▶ _GIVEN MATERIAL_
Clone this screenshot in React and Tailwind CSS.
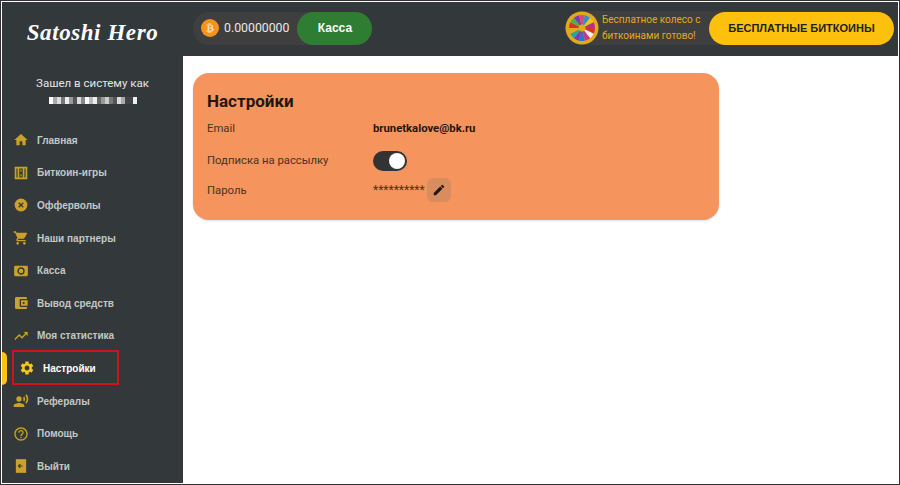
import { FaBtc } from "react-icons/fa";
import {
  MdHome,
  MdShoppingCart,
  MdTrendingUp,
  MdHelpOutline,
  MdSettings,
  MdEdit,
  MdAccountBalanceWallet,
  MdRecordVoiceOver,
} from "react-icons/md";

const IconGames = () => (
  <svg width="16" height="16" viewBox="0 0 14 14" fill="#c9a227">
    <path fillRule="evenodd" d="M1.5 1.5h11v11h-11zM3 3v8h1V3zm7 0v8h1V3zM5.5 3v8h3V3zM6.5 4h1v2h-1zM6.5 8h1v2h-1z" />
  </svg>
);
const IconOffer = () => (
  <svg width="16" height="16" viewBox="0 0 14 14">
    <circle cx="7" cy="7" r="5.6" fill="#c9a227" />
    <path d="M5 5l4 4M9 5l-4 4" stroke="#33393a" strokeWidth="1.1" />
  </svg>
);
const IconCash = () => (
  <svg width="16" height="16" viewBox="0 0 14 14">
    <rect x="1" y="2.5" width="12" height="9" rx="1" fill="#c9a227" />
    <circle cx="7" cy="7" r="2.6" fill="none" stroke="#33393a" strokeWidth="1.2" />
  </svg>
);
const IconExit = () => (
  <svg width="16" height="16" viewBox="0 0 14 14">
    <rect x="2.5" y="1" width="9" height="12" fill="#c9a227" />
    <path d="M8.5 7H4.8M6.4 5.4L4.8 7l1.6 1.6" fill="none" stroke="#33393a" strokeWidth="1" />
  </svg>
);

const gold = { size: 16, color: "#c9a227" };
const menu = [
  { label: "Главная", icon: <MdHome {...gold} /> },
  { label: "Биткоин-игры", icon: <IconGames /> },
  { label: "Офферволы", icon: <IconOffer /> },
  { label: "Наши партнеры", icon: <MdShoppingCart {...gold} /> },
  { label: "Касса", icon: <IconCash /> },
  { label: "Вывод средств", icon: <MdAccountBalanceWallet {...gold} /> },
  { label: "Моя статистика", icon: <MdTrendingUp {...gold} /> },
  { label: "Настройки", active: true, icon: <MdSettings size={16} color="#fdc513" /> },
  { label: "Рефералы", icon: <MdRecordVoiceOver {...gold} /> },
  { label: "Помощь", icon: <MdHelpOutline {...gold} /> },
  { label: "Выйти", icon: <IconExit /> },
];

const wheelColors = ["#d8322c", "#f0f0f0", "#d0318a", "#2a77c9", "#7a3bb5", "#1fa7a0", "#e6a61e", "#d8322c", "#4db04a", "#7a3bb5", "#e0457a", "#2f8fd0", "#f2c21e", "#b52f8f"];

function Wheel() {
  const step = (2 * Math.PI) / wheelColors.length;
  return (
    <svg width="34" height="34" viewBox="0 0 34 34" className="shrink-0">
      <circle cx="17" cy="17" r="16.5" fill="#e3a91d" />
      {wheelColors.map((c, i) => {
        const a = i * step;
        const b = (i + 1) * step;
        return (
          <path
            key={i}
            d={`M17 17L${17 + 13 * Math.cos(a)} ${17 + 13 * Math.sin(a)}A13 13 0 0 1 ${17 + 13 * Math.cos(b)} ${17 + 13 * Math.sin(b)}Z`}
            fill={c}
          />
        );
      })}
      <circle cx="17" cy="17" r="3.5" fill="#e3a91d" />
    </svg>
  );
}

const pixels = ["#fff", "#aaa", "#ddd", "#777", "#eee", "#999", "#555", "#ddd", "#888", "#fff", "#bbb", "#eee", "#666", "#999", "#ccc", "#777", "#555", "#ddd", "#aaa", "#444", "#444", "#eee"];

export default function App() {
  return (
    <div className="w-[900px] h-[485px] border border-[#333] font-['Roboto',sans-serif] overflow-hidden">
      <div className="h-full bg-white border border-white flex">
        <aside className="w-[181px] shrink-0 bg-[#33393a] flex flex-col">
          <div className="h-[54px] flex items-center justify-center pt-[9px] font-['Liberation_Serif',serif] italic font-bold text-[23px] tracking-wide text-white">
            Satoshi Hero
          </div>
          <div className="mt-[19px] flex flex-col items-center text-[11.5px] leading-4 text-[#e4e4e4]">
            <p>Зашел в систему как</p>
            <div className="flex mt-[6px] h-[7px]">
              {pixels.map((c, i) => (
                <span key={i} className="w-1 h-full" style={{ backgroundColor: c }} />
              ))}
            </div>
          </div>
          <nav className="mt-5 flex flex-col font-['Liberation_Sans',sans-serif] font-bold text-[10px]">
            {menu.map((item) => (
              <a
                key={item.label}
                href="#"
                className={
                  item.active
                    ? "relative h-[32.6px] flex items-center gap-2 pl-[17px] text-white"
                    : "h-[32.6px] flex items-center gap-2 pl-[11px] text-[#c4c7c7]"
                }
              >
                {item.active && (
                  <>
                    <span className="absolute left-0 top-0 w-[5px] h-full rounded-r-md bg-[#fdc513]" />
                    <span className="absolute left-[10px] top-[-2px] w-[107px] h-[35px] border-2 border-[#d0121b]" />
                  </>
                )}
                {item.icon}
                <span>{item.label}</span>
              </a>
            ))}
          </nav>
        </aside>

        <div className="flex-1 min-w-0 flex flex-col">
          <header className="h-[54px] shrink-0 bg-[#33393a] flex items-center justify-between pl-[10px] pr-1 pb-[2px]">
            <div className="h-[33px] rounded-full bg-[#403f40] flex items-center pl-2 text-[12.3px] text-[#e8e8e8]">
              <span className="w-[18px] h-[18px] rounded-full bg-[#f7931a] flex items-center justify-center">
                <FaBtc size={10} color="#f6d9ae" />
              </span>
              <span className="ml-[5px] mr-2">0.00000000</span>
              <button className="w-[75px] h-[33px] rounded-full bg-[#2e7d32] text-white font-['Liberation_Sans',sans-serif] font-bold text-[12px]">
                Касса
              </button>
            </div>
            <div className="h-[34px] rounded-full bg-[#403f40] flex items-center gap-[3px] text-[10px] leading-4 text-[#e3a91d]">
              <Wheel />
              <p className="w-[104px]">Бесплатное колесо с биткоинами готово!</p>
              <button className="w-[185px] h-[33px] rounded-full bg-[#fdc10d] text-[#1e1e1e] font-['Liberation_Sans',sans-serif] font-bold text-[11px]">
                БЕСПЛАТНЫЕ БИТКОИНЫ
              </button>
            </div>
          </header>

          <main className="flex-1 pt-[17px] pl-[10px]">
            <section className="w-[526px] h-[147px] rounded-2xl bg-[#f5945d] shadow-sm px-[14px] pt-[18px] text-[11.3px] text-[#4a3324]">
              <h1 className="text-[17px] leading-5 font-bold text-[#1f1712]">Настройки</h1>
              <div className="mt-[10px] flex flex-col">
                <div className="flex items-center h-[17px]">
                  <span className="w-[166px]">Email</span>
                  <span className="font-bold text-[#1f1712]">brunetkalove@bk.ru</span>
                </div>
                <div className="flex items-center h-[20px] mt-[13px]">
                  <span className="w-[166px]">Подписка на рассылку</span>
                  <span className="w-[34px] h-[20px] rounded-full bg-[#333] flex items-center justify-end pr-[2px]">
                    <span className="w-4 h-4 rounded-full bg-white" />
                  </span>
                </div>
                <div className="flex items-center h-[24px] mt-[7px]">
                  <span className="w-[166px] pt-[2px]">Пароль</span>
                  <span className="text-[12px]">**********</span>
                  <span className="ml-[2px] w-6 h-6 rounded-md bg-[#d98d5f] flex items-center justify-center">
                    <MdEdit size={14} color="#1f1712" />
                  </span>
                </div>
              </div>
            </section>
          </main>
        </div>
      </div>
    </div>
  );
}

▶ _DIRECTIONS_
Repeat the material exactly as it reads, without any of its pictures.

▶ _COMPLETE OUTPUT_
Clone this screenshot in React and Tailwind CSS.
import { FaBtc } from "react-icons/fa";
import {
  MdHome,
  MdShoppingCart,
  MdTrendingUp,
  MdHelpOutline,
  MdSettings,
  MdEdit,
  MdAccountBalanceWallet,
  MdRecordVoiceOver,
} from "react-icons/md";

const IconGames = () => (
  <svg width="16" height="16" viewBox="0 0 14 14" fill="#c9a227">
    <path fillRule="evenodd" d="M1.5 1.5h11v11h-11zM3 3v8h1V3zm7 0v8h1V3zM5.5 3v8h3V3zM6.5 4h1v2h-1zM6.5 8h1v2h-1z" />
  </svg>
);
const IconOffer = () => (
  <svg width="16" height="16" viewBox="0 0 14 14">
    <circle cx="7" cy="7" r="5.6" fill="#c9a227" />
    <path d="M5 5l4 4M9 5l-4 4" stroke="#33393a" strokeWidth="1.1" />
  </svg>
);
const IconCash = () => (
  <svg width="16" height="16" viewBox="0 0 14 14">
    <rect x="1" y="2.5" width="12" height="9" rx="1" fill="#c9a227" />
    <circle cx="7" cy="7" r="2.6" fill="none" stroke="#33393a" strokeWidth="1.2" />
  </svg>
);
const IconExit = () => (
  <svg width="16" height="16" viewBox="0 0 14 14">
    <rect x="2.5" y="1" width="9" height="12" fill="#c9a227" />
    <path d="M8.5 7H4.8M6.4 5.4L4.8 7l1.6 1.6" fill="none" stroke="#33393a" strokeWidth="1" />
  </svg>
);

const gold = { size: 16, color: "#c9a227" };
const menu = [
  { label: "Главная", icon: <MdHome {...gold} /> },
  { label: "Биткоин-игры", icon: <IconGames /> },
  { label: "Офферволы", icon: <IconOffer /> },
  { label: "Наши партнеры", icon: <MdShoppingCart {...gold} /> },
  { label: "Касса", icon: <IconCash /> },
  { label: "Вывод средств", icon: <MdAccountBalanceWallet {...gold} /> },
  { label: "Моя статистика", icon: <MdTrendingUp {...gold} /> },
  { label: "Настройки", active: true, icon: <MdSettings size={16} color="#fdc513" /> },
  { label: "Рефералы", icon: <MdRecordVoiceOver {...gold} /> },
  { label: "Помощь", icon: <MdHelpOutline {...gold} /> },
  { label: "Выйти", icon: <IconExit /> },
];

const wheelColors = ["#d8322c", "#f0f0f0", "#d0318a", "#2a77c9", "#7a3bb5", "#1fa7a0", "#e6a61e", "#d8322c", "#4db04a", "#7a3bb5", "#e0457a", "#2f8fd0", "#f2c21e", "#b52f8f"];

function Wheel() {
  const step = (2 * Math.PI) / wheelColors.length;
  return (
    <svg width="34" height="34" viewBox="0 0 34 34" className="shrink-0">
      <circle cx="17" cy="17" r="16.5" fill="#e3a91d" />
      {wheelColors.map((c, i) => {
        const a = i * step;
        const b = (i + 1) * step;
        return (
          <path
            key={i}
            d={`M17 17L${17 + 13 * Math.cos(a)} ${17 + 13 * Math.sin(a)}A13 13 0 0 1 ${17 + 13 * Math.cos(b)} ${17 + 13 * Math.sin(b)}Z`}
            fill={c}
          />
        );
      })}
      <circle cx="17" cy="17" r="3.5" fill="#e3a91d" />
    </svg>
  );
}

const pixels = ["#fff", "#aaa", "#ddd", "#777", "#eee", "#999", "#555", "#ddd", "#888", "#fff", "#bbb", "#eee", "#666", "#999", "#ccc", "#777", "#555", "#ddd", "#aaa", "#444", "#444", "#eee"];

export default function App() {
  return (
    <div className="w-[900px] h-[485px] border border-[#333] font-['Roboto',sans-serif] overflow-hidden">
      <div className="h-full bg-white border border-white flex">
        <aside className="w-[181px] shrink-0 bg-[#33393a] flex flex-col">
          <div className="h-[54px] flex items-center justify-center pt-[9px] font-['Liberation_Serif',serif] italic font-bold text-[23px] tracking-wide text-white">
            Satoshi Hero
          </div>
          <div className="mt-[19px] flex flex-col items-center text-[11.5px] leading-4 text-[#e4e4e4]">
            <p>Зашел в систему как</p>
            <div className="flex mt-[6px] h-[7px]">
              {pixels.map((c, i) => (
                <span key={i} className="w-1 h-full" style={{ backgroundColor: c }} />
              ))}
            </div>
          </div>
          <nav className="mt-5 flex flex-col font-['Liberation_Sans',sans-serif] font-bold text-[10px]">
            {menu.map((item) => (
              <a
                key={item.label}
                href="#"
                className={
                  item.active
                    ? "relative h-[32.6px] flex items-center gap-2 pl-[17px] text-white"
                    : "h-[32.6px] flex items-center gap-2 pl-[11px] text-[#c4c7c7]"
                }
              >
                {item.active && (
                  <>
                    <span className="absolute left-0 top-0 w-[5px] h-full rounded-r-md bg-[#fdc513]" />
                    <span className="absolute left-[10px] top-[-2px] w-[107px] h-[35px] border-2 border-[#d0121b]" />
                  </>
                )}
                {item.icon}
                <span>{item.label}</span>
              </a>
            ))}
          </nav>
        </aside>

        <div className="flex-1 min-w-0 flex flex-col">
          <header className="h-[54px] shrink-0 bg-[#33393a] flex items-center justify-between pl-[10px] pr-1 pb-[2px]">
            <div className="h-[33px] rounded-full bg-[#403f40] flex items-center pl-2 text-[12.3px] text-[#e8e8e8]">
              <span className="w-[18px] h-[18px] rounded-full bg-[#f7931a] flex items-center justify-center">
                <FaBtc size={10} color="#f6d9ae" />
              </span>
              <span className="ml-[5px] mr-2">0.00000000</span>
              <button className="w-[75px] h-[33px] rounded-full bg-[#2e7d32] text-white font-['Liberation_Sans',sans-serif] font-bold text-[12px]">
                Касса
              </button>
            </div>
            <div className="h-[34px] rounded-full bg-[#403f40] flex items-center gap-[3px] text-[10px] leading-4 text-[#e3a91d]">
              <Wheel />
              <p className="w-[104px]">Бесплатное колесо с биткоинами готово!</p>
              <button className="w-[185px] h-[33px] rounded-full bg-[#fdc10d] text-[#1e1e1e] font-['Liberation_Sans',sans-serif] font-bold text-[11px]">
                БЕСПЛАТНЫЕ БИТКОИНЫ
              </button>
            </div>
          </header>

          <main className="flex-1 pt-[17px] pl-[10px]">
            <section className="w-[526px] h-[147px] rounded-2xl bg-[#f5945d] shadow-sm px-[14px] pt-[18px] text-[11.3px] text-[#4a3324]">
              <h1 className="text-[17px] leading-5 font-bold text-[#1f1712]">Настройки</h1>
              <div className="mt-[10px] flex flex-col">
                <div className="flex items-center h-[17px]">
                  <span className="w-[166px]">Email</span>
                  <span className="font-bold text-[#1f1712]">brunetkalove@bk.ru</span>
                </div>
                <div className="flex items-center h-[20px] mt-[13px]">
                  <span className="w-[166px]">Подписка на рассылку</span>
                  <span className="w-[34px] h-[20px] rounded-full bg-[#333] flex items-center justify-end pr-[2px]">
                    <span className="w-4 h-4 rounded-full bg-white" />
                  </span>
                </div>
                <div className="flex items-center h-[24px] mt-[7px]">
                  <span className="w-[166px] pt-[2px]">Пароль</span>
                  <span className="text-[12px]">**********</span>
                  <span className="ml-[2px] w-6 h-6 rounded-md bg-[#d98d5f] flex items-center justify-center">
                    <MdEdit size={14} color="#1f1712" />
                  </span>
                </div>
              </div>
            </section>
          </main>
        </div>
      </div>
    </div>
  );
}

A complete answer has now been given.